Immigrants and refugees should not - and must not - be seen as a burden, United Nations Secretary-General Kofi Annan said today in The Hague upon the launch of a document containing 21 principles for more humane government policies to deal with migrants.
If the issue of migration is tackled properly, citizens of developed and developing countries alike will come to understand how its benefits far outweigh the problems it may bring, the Secretary-General said in accepting the Declaration of The Hague, which was produced by the Society for International Development of the Netherlands.

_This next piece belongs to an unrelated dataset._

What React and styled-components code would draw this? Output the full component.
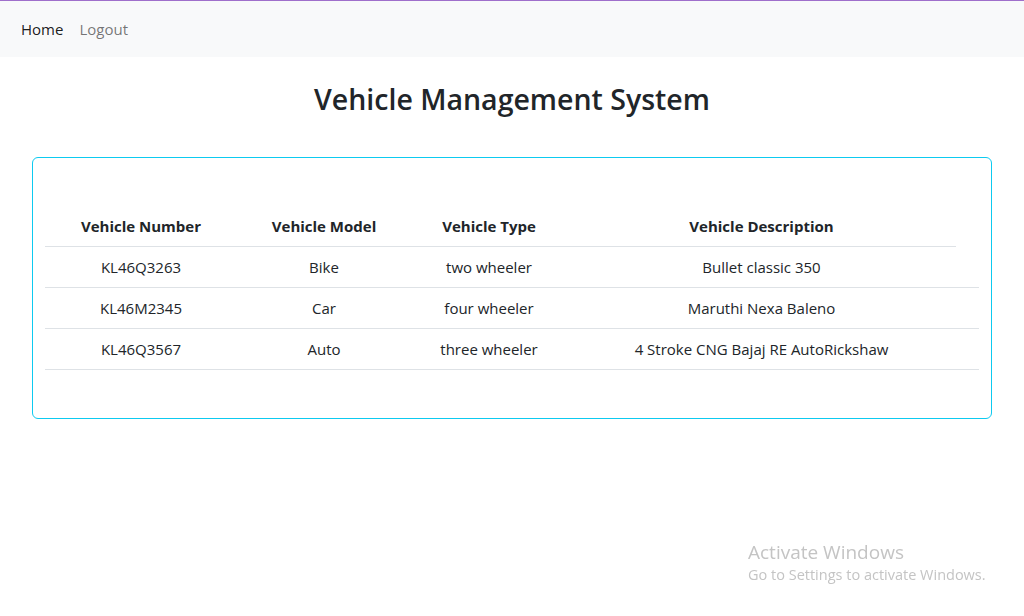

"Politicians have a choice to make," he said, noting that they can embrace the potential that migrants and refugees represent, or instead use them as political scapegoats. The Secretary-General was accompanied at the Declaration's launch by the UN High Commissioner for Refugees, Ruud Lubbers.

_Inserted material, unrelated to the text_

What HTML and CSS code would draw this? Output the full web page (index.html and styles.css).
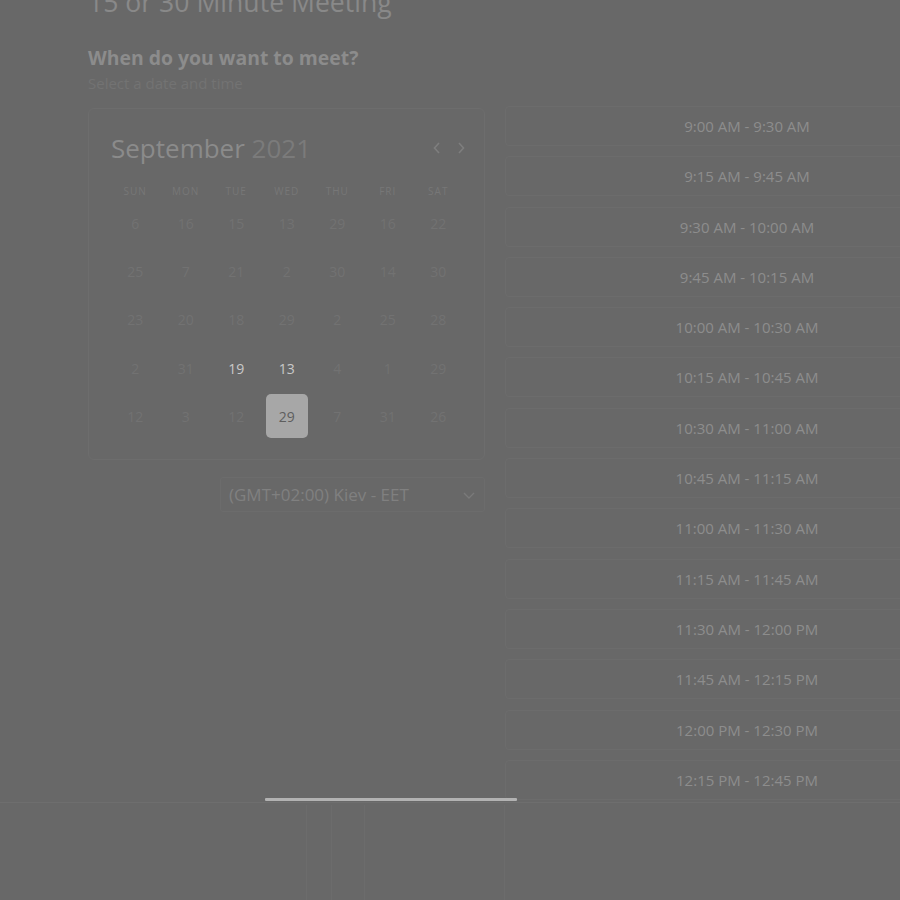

Afterwards at a press encounter, the Secretary-General reiterated his challenge to world leaders not to scapegoat migrants. "For any number of illegal immigrants, there are thousands more who are in our midst legally and when we come up with laws, we have to be careful not to generalize from the particular, come up with laws that are designed to get certain individuals, but be careful that it is not applied to other innocent and law-abiding people in our midst," he said.
The Secretary-General then met with the judges of the International Court of Justice, who reviewed with him their caseload. He briefed them on his meeting with the Presidents of Cameroon and Nigeria last Friday, following the ICJ's ruling last month on the countries' dispute over the Bakassi peninsula.
After meeting with the leaders of the UN Association of the Netherlands and thanking them for their work, the Secretary-General had a working luncheon with his Special Adviser on Cyprus, Alvaro de Soto.
On Sunday, the Secretary-General will leave the Netherlands for France.